Pull every line that holds the word "this" from the entries.

[BEGIN EXCERPTED RECORDS]

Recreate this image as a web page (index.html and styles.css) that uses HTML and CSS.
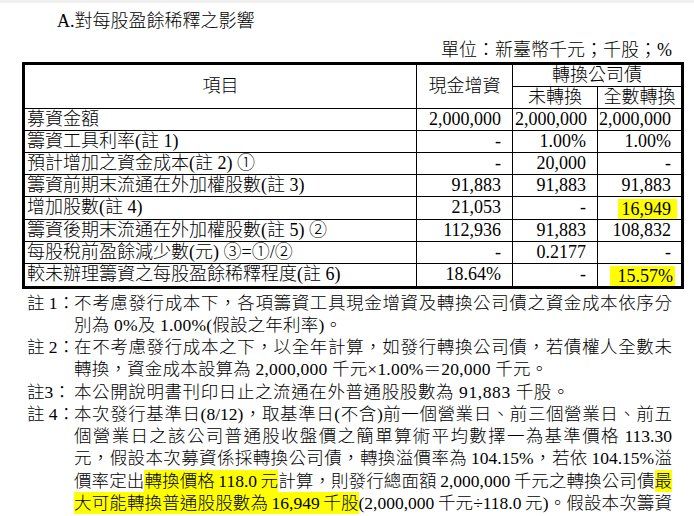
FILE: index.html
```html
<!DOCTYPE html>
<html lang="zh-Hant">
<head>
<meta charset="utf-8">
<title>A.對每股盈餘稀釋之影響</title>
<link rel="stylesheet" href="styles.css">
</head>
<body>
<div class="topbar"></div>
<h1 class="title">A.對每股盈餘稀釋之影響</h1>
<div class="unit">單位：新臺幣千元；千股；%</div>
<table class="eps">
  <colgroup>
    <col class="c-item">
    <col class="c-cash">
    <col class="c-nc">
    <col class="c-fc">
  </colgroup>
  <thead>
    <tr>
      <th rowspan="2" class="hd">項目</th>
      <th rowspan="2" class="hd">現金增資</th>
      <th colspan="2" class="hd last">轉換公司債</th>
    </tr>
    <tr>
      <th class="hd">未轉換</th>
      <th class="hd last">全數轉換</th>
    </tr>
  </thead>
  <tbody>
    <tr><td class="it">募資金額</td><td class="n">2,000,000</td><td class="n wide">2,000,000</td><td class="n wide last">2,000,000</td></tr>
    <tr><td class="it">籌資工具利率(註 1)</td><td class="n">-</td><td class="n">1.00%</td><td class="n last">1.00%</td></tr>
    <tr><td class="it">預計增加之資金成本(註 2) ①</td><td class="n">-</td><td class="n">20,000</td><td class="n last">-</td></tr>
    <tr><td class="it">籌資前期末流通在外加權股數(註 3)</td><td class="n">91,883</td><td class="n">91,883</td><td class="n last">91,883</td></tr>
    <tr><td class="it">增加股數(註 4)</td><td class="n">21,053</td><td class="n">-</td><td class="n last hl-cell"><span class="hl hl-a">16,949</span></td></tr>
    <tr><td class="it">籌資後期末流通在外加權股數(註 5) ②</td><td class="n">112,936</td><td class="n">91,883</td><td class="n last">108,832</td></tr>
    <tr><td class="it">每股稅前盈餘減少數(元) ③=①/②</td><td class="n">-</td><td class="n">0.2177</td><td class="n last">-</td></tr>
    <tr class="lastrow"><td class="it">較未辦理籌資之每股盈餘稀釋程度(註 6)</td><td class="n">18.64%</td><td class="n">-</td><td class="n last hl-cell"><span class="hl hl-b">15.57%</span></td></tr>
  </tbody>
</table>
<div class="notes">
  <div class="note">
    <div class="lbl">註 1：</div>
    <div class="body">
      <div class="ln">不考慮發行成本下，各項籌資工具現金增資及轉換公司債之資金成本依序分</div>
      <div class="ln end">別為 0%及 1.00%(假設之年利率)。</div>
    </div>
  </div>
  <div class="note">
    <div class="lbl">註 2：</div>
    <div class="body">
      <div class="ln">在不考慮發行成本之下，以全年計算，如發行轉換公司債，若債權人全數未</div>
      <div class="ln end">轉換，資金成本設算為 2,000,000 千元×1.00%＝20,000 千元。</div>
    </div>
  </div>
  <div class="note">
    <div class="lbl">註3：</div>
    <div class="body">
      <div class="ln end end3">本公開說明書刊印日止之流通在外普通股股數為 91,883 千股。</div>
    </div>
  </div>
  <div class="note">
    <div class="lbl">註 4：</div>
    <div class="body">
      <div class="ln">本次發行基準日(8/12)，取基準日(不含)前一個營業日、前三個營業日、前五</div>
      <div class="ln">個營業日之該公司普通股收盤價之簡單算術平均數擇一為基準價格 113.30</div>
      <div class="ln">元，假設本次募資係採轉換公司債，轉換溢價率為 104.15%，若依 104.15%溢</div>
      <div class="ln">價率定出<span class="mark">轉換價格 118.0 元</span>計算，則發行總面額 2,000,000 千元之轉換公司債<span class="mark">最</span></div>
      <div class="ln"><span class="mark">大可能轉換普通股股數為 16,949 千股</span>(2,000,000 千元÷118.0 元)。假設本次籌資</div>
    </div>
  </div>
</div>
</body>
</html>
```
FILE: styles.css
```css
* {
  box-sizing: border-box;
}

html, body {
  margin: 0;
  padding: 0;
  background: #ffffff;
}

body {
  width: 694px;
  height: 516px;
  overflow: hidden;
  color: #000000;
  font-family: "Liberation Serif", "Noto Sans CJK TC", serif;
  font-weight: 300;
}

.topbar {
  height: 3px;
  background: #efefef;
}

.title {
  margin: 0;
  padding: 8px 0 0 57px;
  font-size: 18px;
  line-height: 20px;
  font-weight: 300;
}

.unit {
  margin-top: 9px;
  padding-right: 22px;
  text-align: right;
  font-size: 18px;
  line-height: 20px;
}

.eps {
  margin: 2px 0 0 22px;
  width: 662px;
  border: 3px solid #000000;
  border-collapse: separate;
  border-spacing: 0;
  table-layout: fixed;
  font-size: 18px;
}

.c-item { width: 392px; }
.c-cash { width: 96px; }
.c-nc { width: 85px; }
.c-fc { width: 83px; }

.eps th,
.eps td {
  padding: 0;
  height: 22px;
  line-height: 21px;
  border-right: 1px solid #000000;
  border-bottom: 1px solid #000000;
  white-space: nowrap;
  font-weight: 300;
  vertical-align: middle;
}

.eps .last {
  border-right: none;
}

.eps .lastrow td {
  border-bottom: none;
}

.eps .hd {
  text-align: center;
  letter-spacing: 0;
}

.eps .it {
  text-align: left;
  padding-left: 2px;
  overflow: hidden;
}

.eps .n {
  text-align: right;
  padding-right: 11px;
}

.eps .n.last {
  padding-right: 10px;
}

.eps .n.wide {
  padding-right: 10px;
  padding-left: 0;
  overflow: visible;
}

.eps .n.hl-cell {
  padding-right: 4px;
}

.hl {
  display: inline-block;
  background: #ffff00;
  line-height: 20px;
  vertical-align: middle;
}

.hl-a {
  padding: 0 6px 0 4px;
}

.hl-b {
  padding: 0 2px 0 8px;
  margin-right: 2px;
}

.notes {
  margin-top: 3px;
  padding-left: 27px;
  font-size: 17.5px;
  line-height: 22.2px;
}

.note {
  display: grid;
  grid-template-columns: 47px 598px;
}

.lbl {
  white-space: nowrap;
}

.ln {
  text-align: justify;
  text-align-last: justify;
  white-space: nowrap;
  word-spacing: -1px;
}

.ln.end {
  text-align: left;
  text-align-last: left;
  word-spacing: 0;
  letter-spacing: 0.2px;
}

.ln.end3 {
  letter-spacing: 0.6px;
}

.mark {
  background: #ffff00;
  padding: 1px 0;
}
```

[END EXCERPTED RECORDS]
[BEGIN EXCERPTED RECORDS]

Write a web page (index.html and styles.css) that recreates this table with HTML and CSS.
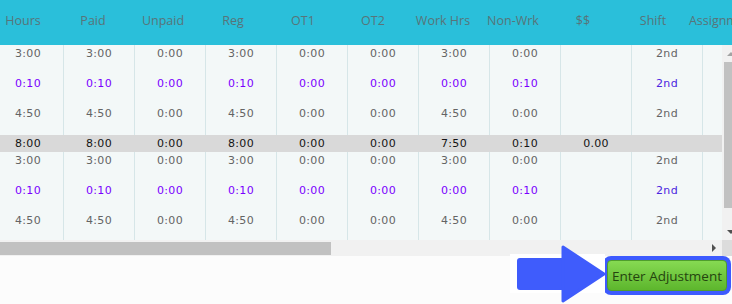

[END EXCERPTED RECORDS]
[BEGIN EXCERPTED RECORDS]

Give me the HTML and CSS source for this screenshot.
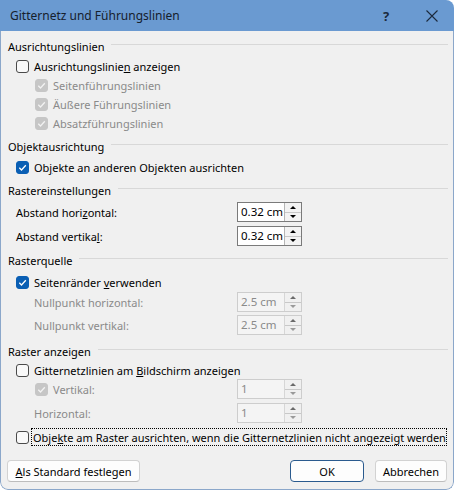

[END EXCERPTED RECORDS]

■ WORKED ANSWER
Recreate this image as a web page (index.html and styles.css) that uses HTML and CSS.
Write a web page (index.html and styles.css) that recreates this table with HTML and CSS.
Give me the HTML and CSS source for this screenshot.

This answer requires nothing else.